[Code that builds pages]
• • • •

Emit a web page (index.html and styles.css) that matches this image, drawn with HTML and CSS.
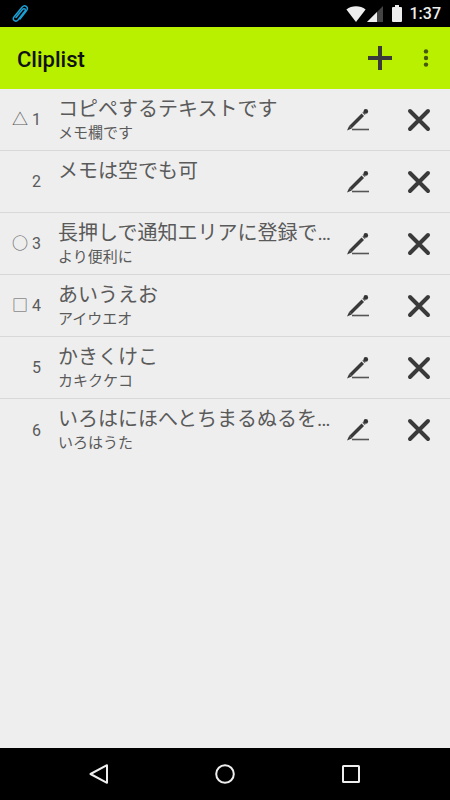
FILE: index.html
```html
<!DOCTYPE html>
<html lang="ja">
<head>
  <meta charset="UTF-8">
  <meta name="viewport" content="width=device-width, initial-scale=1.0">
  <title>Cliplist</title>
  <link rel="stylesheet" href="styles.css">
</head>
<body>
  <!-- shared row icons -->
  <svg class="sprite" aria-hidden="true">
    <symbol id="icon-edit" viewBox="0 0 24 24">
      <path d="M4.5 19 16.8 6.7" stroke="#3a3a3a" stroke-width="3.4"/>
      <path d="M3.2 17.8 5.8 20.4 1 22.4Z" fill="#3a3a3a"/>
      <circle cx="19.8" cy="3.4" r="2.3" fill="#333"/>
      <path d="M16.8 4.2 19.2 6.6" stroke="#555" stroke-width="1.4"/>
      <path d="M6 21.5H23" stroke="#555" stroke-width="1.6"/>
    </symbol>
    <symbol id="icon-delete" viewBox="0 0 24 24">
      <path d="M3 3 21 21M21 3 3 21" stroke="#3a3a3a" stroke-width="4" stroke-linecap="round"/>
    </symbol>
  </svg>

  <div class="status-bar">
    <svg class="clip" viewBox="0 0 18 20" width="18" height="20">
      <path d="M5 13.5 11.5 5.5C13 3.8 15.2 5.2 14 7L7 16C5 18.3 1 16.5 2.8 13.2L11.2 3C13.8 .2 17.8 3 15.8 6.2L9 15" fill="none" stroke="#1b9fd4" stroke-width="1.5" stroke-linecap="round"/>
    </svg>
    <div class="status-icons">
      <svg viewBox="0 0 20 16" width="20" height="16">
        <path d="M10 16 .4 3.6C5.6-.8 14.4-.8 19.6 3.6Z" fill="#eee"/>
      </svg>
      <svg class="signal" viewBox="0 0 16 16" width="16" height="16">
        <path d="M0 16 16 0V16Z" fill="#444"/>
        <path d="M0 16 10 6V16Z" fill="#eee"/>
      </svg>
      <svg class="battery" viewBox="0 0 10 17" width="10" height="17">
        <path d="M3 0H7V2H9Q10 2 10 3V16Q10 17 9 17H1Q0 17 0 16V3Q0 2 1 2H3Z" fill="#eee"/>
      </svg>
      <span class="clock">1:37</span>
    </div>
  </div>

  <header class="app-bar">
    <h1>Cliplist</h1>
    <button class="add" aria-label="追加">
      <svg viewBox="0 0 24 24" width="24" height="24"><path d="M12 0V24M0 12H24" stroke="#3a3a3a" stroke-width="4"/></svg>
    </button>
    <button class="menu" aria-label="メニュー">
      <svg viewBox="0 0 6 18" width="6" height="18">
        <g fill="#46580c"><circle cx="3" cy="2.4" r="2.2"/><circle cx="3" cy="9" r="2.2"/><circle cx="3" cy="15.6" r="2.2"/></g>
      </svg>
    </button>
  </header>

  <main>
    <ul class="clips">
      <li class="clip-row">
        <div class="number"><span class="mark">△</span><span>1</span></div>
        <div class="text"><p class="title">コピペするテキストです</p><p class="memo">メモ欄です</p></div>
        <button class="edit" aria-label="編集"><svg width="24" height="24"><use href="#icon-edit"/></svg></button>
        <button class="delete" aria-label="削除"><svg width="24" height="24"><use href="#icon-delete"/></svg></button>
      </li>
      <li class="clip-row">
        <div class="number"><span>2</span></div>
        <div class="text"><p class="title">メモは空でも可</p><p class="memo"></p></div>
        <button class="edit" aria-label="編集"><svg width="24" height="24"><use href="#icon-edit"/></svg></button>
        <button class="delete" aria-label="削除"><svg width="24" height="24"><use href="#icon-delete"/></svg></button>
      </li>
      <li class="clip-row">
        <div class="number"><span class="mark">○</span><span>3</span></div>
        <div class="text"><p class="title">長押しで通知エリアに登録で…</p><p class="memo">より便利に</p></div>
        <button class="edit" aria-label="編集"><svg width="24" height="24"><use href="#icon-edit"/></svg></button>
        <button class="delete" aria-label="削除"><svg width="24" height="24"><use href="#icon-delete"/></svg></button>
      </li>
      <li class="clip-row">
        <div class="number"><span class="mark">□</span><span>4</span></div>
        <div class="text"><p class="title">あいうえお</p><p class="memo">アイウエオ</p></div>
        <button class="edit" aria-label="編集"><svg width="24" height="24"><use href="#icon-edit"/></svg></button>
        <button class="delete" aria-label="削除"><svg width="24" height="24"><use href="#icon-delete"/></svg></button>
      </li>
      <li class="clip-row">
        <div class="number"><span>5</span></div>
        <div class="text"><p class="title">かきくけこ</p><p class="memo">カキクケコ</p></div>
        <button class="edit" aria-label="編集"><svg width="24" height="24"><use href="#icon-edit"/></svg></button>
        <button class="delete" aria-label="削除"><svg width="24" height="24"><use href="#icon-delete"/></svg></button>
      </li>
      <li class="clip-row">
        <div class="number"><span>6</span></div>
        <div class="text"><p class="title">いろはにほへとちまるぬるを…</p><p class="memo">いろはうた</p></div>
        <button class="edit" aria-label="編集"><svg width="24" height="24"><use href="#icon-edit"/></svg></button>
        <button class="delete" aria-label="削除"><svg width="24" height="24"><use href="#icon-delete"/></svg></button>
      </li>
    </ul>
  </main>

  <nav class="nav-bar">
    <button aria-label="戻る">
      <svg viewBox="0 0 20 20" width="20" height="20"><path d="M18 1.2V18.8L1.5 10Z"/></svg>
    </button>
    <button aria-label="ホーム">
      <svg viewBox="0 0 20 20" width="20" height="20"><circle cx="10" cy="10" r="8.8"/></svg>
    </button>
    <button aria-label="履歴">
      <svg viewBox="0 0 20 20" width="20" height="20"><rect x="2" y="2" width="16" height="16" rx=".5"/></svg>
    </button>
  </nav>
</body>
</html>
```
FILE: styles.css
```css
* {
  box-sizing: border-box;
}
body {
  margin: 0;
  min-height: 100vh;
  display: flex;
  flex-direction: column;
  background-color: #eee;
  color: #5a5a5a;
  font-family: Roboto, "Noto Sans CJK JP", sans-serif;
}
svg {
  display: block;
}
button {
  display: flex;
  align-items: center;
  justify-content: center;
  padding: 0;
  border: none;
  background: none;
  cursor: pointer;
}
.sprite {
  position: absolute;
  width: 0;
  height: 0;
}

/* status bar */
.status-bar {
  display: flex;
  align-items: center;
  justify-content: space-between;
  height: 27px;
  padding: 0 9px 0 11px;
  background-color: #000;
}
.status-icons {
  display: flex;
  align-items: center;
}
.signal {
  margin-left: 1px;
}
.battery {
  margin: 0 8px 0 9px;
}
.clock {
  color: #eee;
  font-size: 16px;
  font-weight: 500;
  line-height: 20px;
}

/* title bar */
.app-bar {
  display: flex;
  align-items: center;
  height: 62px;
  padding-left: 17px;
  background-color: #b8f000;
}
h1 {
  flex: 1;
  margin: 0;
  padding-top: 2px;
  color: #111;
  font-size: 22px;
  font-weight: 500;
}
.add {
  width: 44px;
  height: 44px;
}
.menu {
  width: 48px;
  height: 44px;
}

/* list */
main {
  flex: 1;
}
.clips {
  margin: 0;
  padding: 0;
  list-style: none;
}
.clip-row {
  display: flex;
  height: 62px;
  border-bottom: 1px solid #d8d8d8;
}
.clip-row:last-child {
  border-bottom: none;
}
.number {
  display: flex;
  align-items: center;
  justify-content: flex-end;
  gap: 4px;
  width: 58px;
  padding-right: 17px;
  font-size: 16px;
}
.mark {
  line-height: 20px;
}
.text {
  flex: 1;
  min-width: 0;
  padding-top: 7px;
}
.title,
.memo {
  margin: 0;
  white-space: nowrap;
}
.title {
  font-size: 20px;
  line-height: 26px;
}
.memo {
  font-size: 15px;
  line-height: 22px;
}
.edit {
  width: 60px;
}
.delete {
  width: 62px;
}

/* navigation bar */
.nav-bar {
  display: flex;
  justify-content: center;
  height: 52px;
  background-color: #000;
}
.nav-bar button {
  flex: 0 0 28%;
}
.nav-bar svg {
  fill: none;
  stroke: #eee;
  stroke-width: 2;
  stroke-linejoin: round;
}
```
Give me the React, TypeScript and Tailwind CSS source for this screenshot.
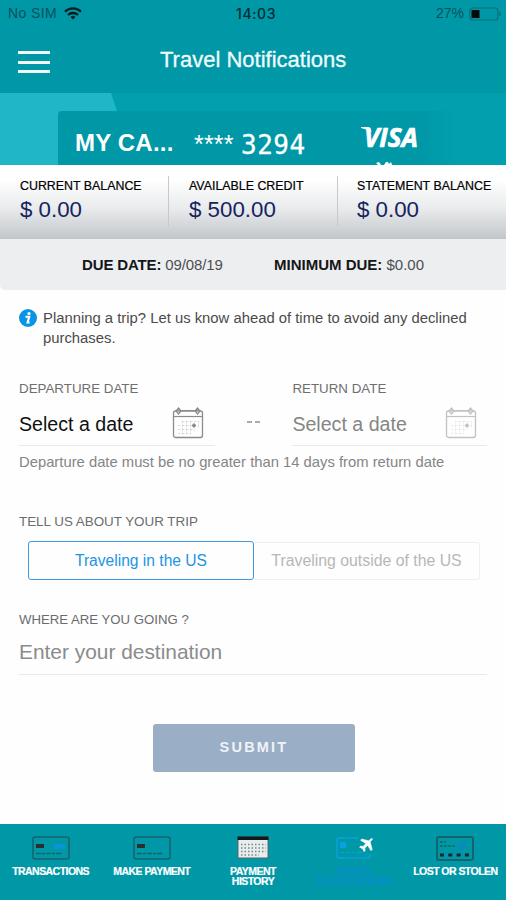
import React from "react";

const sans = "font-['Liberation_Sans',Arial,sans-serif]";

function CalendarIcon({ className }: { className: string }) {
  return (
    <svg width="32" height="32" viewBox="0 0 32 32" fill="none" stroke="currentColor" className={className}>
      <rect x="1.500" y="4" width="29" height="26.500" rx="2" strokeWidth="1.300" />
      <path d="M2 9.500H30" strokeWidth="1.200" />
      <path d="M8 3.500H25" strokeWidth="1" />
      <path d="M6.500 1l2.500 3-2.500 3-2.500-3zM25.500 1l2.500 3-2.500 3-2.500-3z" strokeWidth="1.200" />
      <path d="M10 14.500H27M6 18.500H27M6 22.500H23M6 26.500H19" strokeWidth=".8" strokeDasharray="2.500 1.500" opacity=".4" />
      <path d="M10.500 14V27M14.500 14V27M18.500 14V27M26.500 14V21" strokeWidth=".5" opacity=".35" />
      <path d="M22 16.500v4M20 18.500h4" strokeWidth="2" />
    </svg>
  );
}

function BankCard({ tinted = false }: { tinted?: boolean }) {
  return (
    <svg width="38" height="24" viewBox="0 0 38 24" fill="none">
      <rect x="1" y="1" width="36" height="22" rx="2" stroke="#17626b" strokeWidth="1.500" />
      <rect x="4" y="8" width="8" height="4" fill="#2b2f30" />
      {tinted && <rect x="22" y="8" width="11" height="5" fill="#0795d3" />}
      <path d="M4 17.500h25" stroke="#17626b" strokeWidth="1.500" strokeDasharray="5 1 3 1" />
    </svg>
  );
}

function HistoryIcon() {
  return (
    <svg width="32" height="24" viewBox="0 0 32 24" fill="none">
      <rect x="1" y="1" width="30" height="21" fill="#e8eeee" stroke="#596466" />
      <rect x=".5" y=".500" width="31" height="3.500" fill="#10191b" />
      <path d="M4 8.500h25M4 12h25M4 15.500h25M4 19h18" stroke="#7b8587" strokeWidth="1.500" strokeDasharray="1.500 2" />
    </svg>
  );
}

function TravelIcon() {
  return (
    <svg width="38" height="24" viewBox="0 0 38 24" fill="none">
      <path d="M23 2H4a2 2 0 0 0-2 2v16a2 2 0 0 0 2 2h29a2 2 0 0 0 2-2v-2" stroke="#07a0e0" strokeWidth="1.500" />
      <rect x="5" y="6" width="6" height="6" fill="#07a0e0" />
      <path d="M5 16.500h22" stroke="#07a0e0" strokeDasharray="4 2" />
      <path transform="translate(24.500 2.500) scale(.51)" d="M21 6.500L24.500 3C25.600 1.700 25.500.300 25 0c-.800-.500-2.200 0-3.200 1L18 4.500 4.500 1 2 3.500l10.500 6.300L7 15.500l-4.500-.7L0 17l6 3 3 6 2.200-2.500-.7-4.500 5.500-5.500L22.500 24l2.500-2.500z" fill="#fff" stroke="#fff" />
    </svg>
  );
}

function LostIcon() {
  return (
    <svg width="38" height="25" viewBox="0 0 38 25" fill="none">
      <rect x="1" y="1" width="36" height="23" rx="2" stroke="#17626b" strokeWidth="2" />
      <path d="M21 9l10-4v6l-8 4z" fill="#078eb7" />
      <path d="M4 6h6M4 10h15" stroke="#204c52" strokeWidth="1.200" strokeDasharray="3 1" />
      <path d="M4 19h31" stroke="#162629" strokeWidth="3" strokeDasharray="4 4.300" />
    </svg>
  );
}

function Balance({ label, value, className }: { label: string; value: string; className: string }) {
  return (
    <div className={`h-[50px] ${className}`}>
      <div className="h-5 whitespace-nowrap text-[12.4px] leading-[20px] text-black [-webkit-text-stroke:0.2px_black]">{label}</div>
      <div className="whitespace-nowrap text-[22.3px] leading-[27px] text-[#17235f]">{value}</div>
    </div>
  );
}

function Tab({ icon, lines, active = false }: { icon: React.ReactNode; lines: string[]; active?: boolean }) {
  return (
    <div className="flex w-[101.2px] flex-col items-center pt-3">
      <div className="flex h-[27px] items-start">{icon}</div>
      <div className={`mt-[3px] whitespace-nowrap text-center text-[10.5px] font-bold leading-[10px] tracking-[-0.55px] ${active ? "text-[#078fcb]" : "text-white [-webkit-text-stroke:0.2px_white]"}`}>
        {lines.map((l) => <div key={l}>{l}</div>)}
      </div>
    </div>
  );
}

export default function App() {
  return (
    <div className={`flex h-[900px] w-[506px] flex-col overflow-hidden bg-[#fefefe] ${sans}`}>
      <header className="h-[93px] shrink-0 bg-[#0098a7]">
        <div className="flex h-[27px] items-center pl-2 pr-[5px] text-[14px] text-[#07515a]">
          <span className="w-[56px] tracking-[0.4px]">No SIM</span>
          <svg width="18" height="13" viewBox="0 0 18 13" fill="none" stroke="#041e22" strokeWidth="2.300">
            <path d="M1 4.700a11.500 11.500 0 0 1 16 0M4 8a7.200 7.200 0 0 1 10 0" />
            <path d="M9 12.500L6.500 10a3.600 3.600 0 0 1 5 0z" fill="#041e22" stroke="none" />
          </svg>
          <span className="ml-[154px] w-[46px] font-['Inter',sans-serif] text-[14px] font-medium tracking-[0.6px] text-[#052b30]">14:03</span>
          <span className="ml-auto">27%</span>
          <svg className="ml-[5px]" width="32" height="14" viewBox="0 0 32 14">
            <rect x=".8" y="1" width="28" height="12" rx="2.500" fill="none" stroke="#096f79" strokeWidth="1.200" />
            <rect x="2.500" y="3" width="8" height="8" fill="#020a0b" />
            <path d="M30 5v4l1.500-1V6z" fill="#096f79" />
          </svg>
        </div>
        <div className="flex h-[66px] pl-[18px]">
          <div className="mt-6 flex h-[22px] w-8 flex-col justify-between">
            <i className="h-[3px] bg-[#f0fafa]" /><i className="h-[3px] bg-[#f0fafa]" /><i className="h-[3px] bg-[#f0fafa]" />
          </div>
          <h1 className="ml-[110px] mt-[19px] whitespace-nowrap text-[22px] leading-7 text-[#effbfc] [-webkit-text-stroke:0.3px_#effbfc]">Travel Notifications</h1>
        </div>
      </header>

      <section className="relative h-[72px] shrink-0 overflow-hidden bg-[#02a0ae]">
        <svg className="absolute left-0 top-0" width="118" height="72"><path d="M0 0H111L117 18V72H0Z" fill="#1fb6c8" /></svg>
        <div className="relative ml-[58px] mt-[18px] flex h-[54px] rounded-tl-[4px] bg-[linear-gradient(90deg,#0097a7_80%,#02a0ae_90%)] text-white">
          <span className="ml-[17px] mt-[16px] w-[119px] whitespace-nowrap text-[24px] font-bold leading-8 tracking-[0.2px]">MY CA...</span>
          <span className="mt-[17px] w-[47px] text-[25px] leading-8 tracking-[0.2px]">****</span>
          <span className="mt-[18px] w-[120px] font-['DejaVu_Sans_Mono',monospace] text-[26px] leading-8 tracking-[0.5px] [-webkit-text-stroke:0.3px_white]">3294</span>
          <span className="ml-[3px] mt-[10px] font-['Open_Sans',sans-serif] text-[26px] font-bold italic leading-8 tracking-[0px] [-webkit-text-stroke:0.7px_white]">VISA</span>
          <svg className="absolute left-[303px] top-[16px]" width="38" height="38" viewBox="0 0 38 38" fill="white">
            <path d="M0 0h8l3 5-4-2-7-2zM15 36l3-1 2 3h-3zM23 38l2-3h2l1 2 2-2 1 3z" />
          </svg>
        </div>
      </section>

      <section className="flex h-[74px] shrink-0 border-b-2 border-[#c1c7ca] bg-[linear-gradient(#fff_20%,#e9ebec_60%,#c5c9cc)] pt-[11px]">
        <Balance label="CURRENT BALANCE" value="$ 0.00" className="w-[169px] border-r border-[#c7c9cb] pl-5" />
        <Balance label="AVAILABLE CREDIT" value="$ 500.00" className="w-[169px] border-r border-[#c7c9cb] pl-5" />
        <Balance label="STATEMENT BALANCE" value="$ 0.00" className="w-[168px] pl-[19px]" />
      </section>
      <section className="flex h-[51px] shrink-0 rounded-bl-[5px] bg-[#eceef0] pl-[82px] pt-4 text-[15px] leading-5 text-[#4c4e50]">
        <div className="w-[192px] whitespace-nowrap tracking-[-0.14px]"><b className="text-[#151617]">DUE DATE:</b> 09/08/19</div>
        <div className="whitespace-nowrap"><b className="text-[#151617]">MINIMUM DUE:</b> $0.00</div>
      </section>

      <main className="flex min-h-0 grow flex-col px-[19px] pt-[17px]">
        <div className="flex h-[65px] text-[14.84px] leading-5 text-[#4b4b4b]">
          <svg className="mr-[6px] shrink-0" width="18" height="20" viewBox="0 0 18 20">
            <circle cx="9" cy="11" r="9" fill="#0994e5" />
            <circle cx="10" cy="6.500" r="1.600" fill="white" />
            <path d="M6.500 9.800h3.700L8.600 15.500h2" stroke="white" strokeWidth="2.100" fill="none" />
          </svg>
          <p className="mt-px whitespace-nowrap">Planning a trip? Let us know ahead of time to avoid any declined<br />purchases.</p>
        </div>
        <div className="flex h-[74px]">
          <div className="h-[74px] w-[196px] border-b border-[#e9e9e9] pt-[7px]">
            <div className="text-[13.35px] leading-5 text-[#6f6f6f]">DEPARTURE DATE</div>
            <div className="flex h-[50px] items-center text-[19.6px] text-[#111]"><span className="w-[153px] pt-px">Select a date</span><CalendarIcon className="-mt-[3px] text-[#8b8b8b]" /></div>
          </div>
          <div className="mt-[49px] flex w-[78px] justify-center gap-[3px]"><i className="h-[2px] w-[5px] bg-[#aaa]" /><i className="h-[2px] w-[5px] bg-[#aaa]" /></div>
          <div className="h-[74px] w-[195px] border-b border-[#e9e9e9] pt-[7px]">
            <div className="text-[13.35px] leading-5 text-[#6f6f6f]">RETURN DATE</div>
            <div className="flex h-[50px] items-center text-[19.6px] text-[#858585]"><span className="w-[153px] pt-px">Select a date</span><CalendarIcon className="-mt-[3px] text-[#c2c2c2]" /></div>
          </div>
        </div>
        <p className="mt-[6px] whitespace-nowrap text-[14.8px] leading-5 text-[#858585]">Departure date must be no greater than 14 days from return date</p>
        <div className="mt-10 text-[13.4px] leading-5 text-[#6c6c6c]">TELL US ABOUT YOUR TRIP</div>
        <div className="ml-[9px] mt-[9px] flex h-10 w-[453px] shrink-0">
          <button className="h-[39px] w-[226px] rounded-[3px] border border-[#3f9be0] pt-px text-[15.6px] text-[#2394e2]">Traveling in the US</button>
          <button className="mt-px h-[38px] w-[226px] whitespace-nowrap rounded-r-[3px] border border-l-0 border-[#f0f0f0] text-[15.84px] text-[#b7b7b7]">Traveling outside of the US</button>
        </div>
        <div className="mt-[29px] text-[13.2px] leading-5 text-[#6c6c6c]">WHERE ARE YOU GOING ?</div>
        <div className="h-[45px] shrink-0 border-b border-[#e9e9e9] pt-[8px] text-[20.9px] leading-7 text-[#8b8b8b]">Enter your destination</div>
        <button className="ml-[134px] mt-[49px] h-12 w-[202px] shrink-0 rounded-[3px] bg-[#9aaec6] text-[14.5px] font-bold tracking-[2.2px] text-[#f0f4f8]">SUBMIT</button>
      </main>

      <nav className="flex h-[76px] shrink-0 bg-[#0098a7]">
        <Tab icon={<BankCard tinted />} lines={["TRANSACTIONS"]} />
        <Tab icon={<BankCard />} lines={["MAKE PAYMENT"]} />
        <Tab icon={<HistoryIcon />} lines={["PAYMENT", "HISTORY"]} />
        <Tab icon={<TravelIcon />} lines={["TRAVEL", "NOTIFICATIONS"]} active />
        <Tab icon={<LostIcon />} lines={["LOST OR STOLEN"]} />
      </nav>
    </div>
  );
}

• • • •

Exercise:
Lines of the material that contain the word "index" are to be gathered.

Problem solution:
Emit a web page (index.html and styles.css) that matches this image, drawn with HTML and CSS.
FILE: index.html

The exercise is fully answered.